World War I "does not loom large in the national consciousness of United States * * * Yet the Great War—as it was originally called before Adolf Hitler came up with the idea for a sequel—was what turned the United States into a superpower. The ruin of Europe, the distinguished military historian William Philpott notes in 'War of Attrition' (Overlook, 400 pages, $32.50) ushered America onto the world stage. * * * For relatively low cost, both in absolute and relative terms, the United States gained huge global advantage in power and prestige

"Whereas 17.5% of all Frenchmen in uniform were killed in the war, as well as 15% of Germans and 10% of Britons, America only lost 2.5% of its servicemen—nicknamed 'doughboys' for their youthful appearance. This amounted to fewer than 117,000 American dead, compared with 1.4 million French, more than two million Germans and 1.1 million Austro-Hungarians.

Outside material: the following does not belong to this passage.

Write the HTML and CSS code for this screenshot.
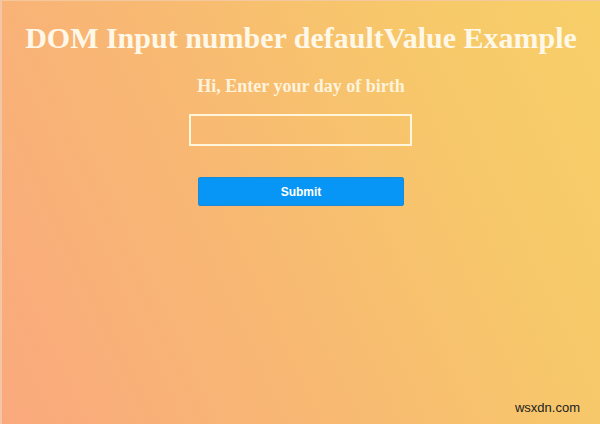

"That strategic thinking involved holding the Germans back from Paris in a series of huge battles on the Marne in 1914, then wearing them down on the Western Front in 1915 before counter-attacking on the Somme in 1916, a battle that was eventually won despite horrific casualties.

"An impressive 43% of those Britons who fought in World War I were volunteers, making it the second largest volunteer force in the history of mankind. (The largest was the Indian army that enlisted to fight for King George VI in World War II, thus implying that the British weren't perhaps the evil oppressors of the subcontinent that Gandhi and the Nehrus made them out to be.)

Note:
(a) This is a review on three books:
(i) William Philpott, War of Attrition; Fighting the First World War. Overlook, 2014’
(ii) William Mulligan, William Mulligan, The Great War for Peace. Yale University Press, 2014;
(iii) David Reynolds, The Long Shadow; The legacies of the Great War in the twentieth century. Norton, 2014.

(b) doughboy
en.wikipedia.org/wiki/Doughboy
(section 1 Etymology)
(c) Why did this review say the war dead of United States in World War I was "117,000,"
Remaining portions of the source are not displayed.